Optimizing Your Build for 1440p Gaming
Hardware is only half the equation. Getting the most out of either build requires a few software-side adjustments that most guides skip over entirely.
Driver and Software Setup
Install GPU drivers fresh from AMD’s or NVIDIA’s official site rather than relying on Windows Update to handle it. Windows Update’s GPU driver versions are often several revisions behind, and in 2026, both AMD and NVIDIA have pushed meaningful performance and stability patches in recent driver releases.
For the AMD build, enable Radeon Anti-Lag 2 in supported titles and set FSR 3.1 to Quality mode at 1440p. This gives a meaningful frame rate boost with minimal visual degradation. For the Intel/NVIDIA build, DLSS 4 Quality mode at 1440p is the equivalent setting and tends to look cleaner in motion than FSR at comparable quality presets.
In-Game Settings for 1440p at 144Hz
Targeting 144fps consistently at 1440p on a budget build requires some compromise. The approach that works best is setting textures and shadows to high, dropping ambient occlusion and volumetric effects to medium, and leaving anti-aliasing to the upscaler rather than native TAA. This profile typically yields stable frame times without the visual step-down that aggressive low settings produce.

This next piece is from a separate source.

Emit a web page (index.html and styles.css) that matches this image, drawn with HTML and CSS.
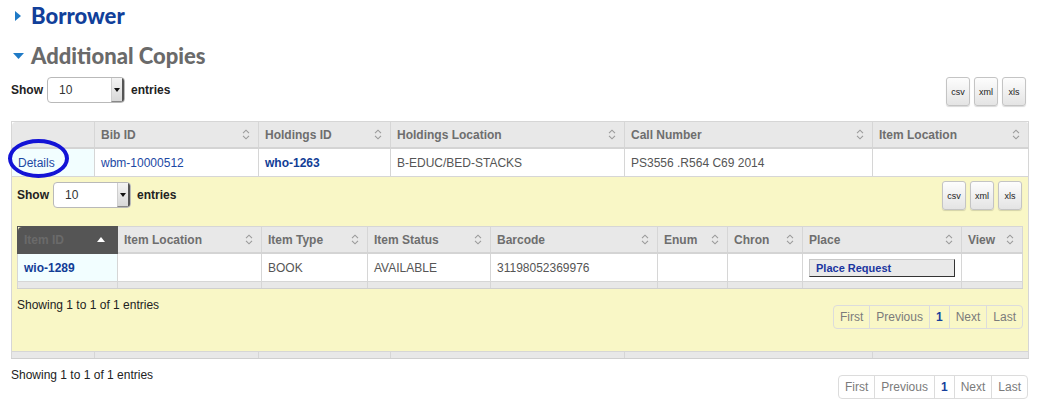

Ray tracing is largely off the table for budget builds at 1440p 144Hz in 2026. Both GPUs recommended here can run ray tracing at reduced settings, but the frame rate cost is steep enough to undermine the 144Hz target. Save ray tracing for when you upgrade the GPU.
Thermal Management
Both cases in these builds have mesh front panels, which helps considerably with airflow. Run a front intake and rear exhaust configuration as the baseline; add a top exhaust fan if temperatures under sustained load exceed 80°C on the CPU. Neither cooler in these builds requires exotic thermal paste since the stock application or a mid-tier compound like Thermal Grizzly Aeronaut is sufficient.
Conclusion
The best budget PC build for 1440p gaming in 2026 does not have a single correct answer, it has two, depending on which platform fits your preferences and regional availability. The AMD build leans on the RX 7700 XT’s VRAM headroom and FSR efficiency; the Intel build leverages DLSS 4’s frame generation and the RTX 5060 Ti’s Blackwell architecture advantages. Both hit the 1440p 144Hz target in the majority of current titles without demanding a premium price.
Factor in the current RAM and storage availability situation when ordering, prioritize XMP/EXPO configuration after assembly, and set display upscaling appropriately for each platform. Either build, assembled and configured properly, delivers a gaming experience that holds up well into the latter half of this decade. Get building.